- Born: 21 February 1888 Dhari village, Baroda State, British India
- Died: 27 June 1965 (aged 77) Bombay, India
- Occupation: Industrialist
- Years active: 1917–1965
- Known for: Founder of Jaipur Metal Industries Limited (1942) (Jaipur Metals & Electricals Limited) Kamani Metals & Alloys Limited (1944) Kamani Engineering Corporation Limited (1945) Kamani Metallic Oxides Private Limited (1951) Kamani Tubes Private Limited (1959) Indian Rubber Regenerating Company Limited (1960) Industrial Jewels Limited (1963)
- Spouse: Jadavlaxmi
- Children: Poonamchand, Rasik, Sarla, Navin, Nalini, Hasmukh, Navnit, Chandravadan, Mridula
- Parent(s): Hansraj and Dudhima

= Ramji H. Kamani =

Ramji Hansraj Kamani (રામજી હંસરાજ કમાણી; 21 February 1888 – 27 June 1965) also called Ramjibhai, was an Indian entrepreneur and industrialist born in the village of Dhari in the Amreli district of Saurashtra, Baroda State. He was the patriarch of the Kamani group companies.

In June 1920, Ramjibhai joins Mahatma Gandhi's Non co-operation movement. He later communicates with Gandhi during his stint in jail.

Nicol Road, a street in the Ballard Estate business district of Mumbai where the company office, Kamani Chambers is located, was rechristened Ramjibhai Kamani Marg in his honor.

== Entrepreneurship ==

Ramjibhai Kamani pioneered many firsts for the Indian industrial sector, electric power transmission being one, the others being production of various derivatives of non-ferrous metals and alloys for use in specialized industrial applications viz. arsenical copper plates, cupronickel sheets and production of lead oxide and zinc oxide. Kamani Engineering Corporation (KEC) also manufactured a unique and innovative road roller with the trade name Tractmount — the design created a light-weight standalone road roller which could be easily transported in a truck and could be mounted on by a tractor for use at its destination. Several were sold all over India especially in hilly and mountainous areas where it would otherwise be difficult to lug a full-sized road roller up steep mountain roads.

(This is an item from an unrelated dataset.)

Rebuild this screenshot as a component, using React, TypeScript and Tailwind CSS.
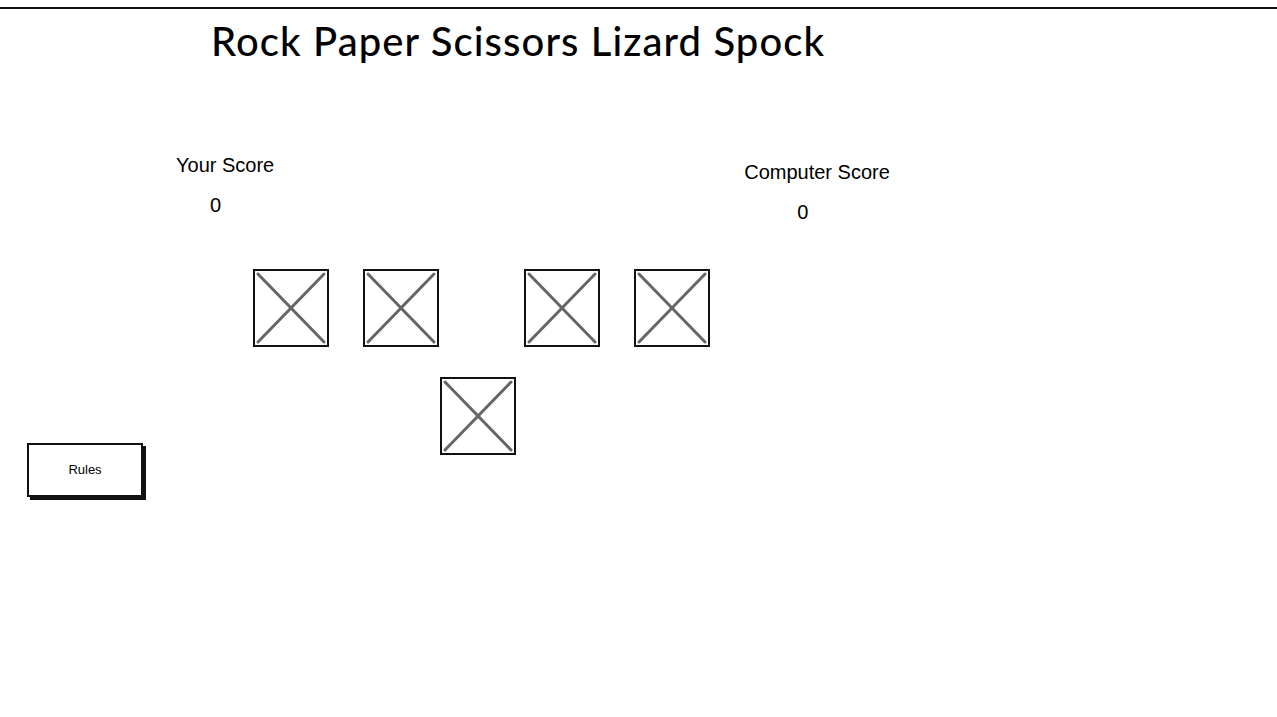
import React from "react";

function Placeholder() {
  return (
    <div className="w-[76px] h-[78px] border-2 border-[#111] bg-white">
      <svg viewBox="0 0 72 74" className="w-full h-full block">
        <line x1="3" y1="3" x2="69" y2="71" stroke="#666" strokeWidth="3" strokeLinecap="round" />
        <line x1="69" y1="3" x2="3" y2="71" stroke="#666" strokeWidth="3" strokeLinecap="round" />
      </svg>
    </div>
  );
}

export default function App() {
  return (
    <div className="pt-[7px] bg-white min-h-[717px]">
      <div className="border-t-2 border-[#111] min-h-[708px]">
        {/* TITLE */}
        <h1 className="ml-[211px] mt-[8px] text-[40px] leading-[48px] tracking-[1.1px] font-medium text-black font-['Lato',sans-serif]">
          Rock Paper Scissors Lizard Spock
        </h1>

        {/* SCORES */}
        <div className="flex mt-[89px] font-['Liberation_Sans',Arial,sans-serif] text-[20px] text-black">
          <div className="ml-[176px]">
            <div className="leading-[22px]">Your Score</div>
            <div className="ml-[34px] mt-[18px] leading-[22px]">0</div>
          </div>
          <div className="ml-[470px] mt-[7px]">
            <div className="leading-[22px]">Computer Score</div>
            <div className="ml-[53px] mt-[18px] leading-[22px]">0</div>
          </div>
        </div>

        {/* CHOICES */}
        <div className="flex mt-[46px] ml-[253px]">
          <Placeholder />
          <div className="ml-[34px]">
            <Placeholder />
          </div>
          <div className="ml-[85px]">
            <Placeholder />
          </div>
          <div className="ml-[34px]">
            <Placeholder />
          </div>
        </div>
        <div className="flex mt-[30px] ml-[440px]">
          <Placeholder />
        </div>

        {/* RULES */}
        <div className="ml-[27px] -mt-[12px]">
          <button className="w-[116px] h-[54px] border-2 border-[#111] bg-white shadow-[3px_3px_0_#111] text-[13px] text-black font-['Liberation_Sans',Arial,sans-serif]">
            Rules
          </button>
        </div>
      </div>
    </div>
  );
}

Ramjibhai Kamani founded Kamani Engineering Corporation (KEC) in 1945 which became the first electric power transmission company in Asia and a pioneer in the field of electric power transmission and railway electrification. In 1950, the company received an order from the Indian government to supply transmission towers for the prestigious Bhakra Nangal Dam project and a steel tower fabrication plant was established in Bombay in partnership with R. Foures, France. This was augmented by a second unit in Jaipur, Rajasthan and by 1967, KEC was supplying three-fifths of India's demand for transmission towers.

By the 1970s, the Kamani group as it came to be known, consisted of seven companies with several manufacturing units in Bombay, Bhavnagar and Jaipur, and doing business in varied fields ranging from metals to rubber and chemicals to jewel bearings not to mention power, in both national and global markets.

By the 1970s KEC had carried out turnkey power transmission projects in various countries across the globe. With eighty per cent of its turnover of almost ₹800 million being earned through exports, KEC soon became the largest manufacturer of transmission towers in India and the second largest in the world, next in rank to SAE of Italy.

KEC accumulated heavy financial debt during the 1973 oil crisis and the 1979 energy crisis both of which adversely affected international transactions conducted in US Dollars as world crude oil prices quadrupled. Completing its project commitments while incurring heavy losses and unable to clear its debts, the company was auctioned by the Maharashtra government in 1982 for recovery of dues and was acquired by the RPG Group and in 1984, renamed KEC International.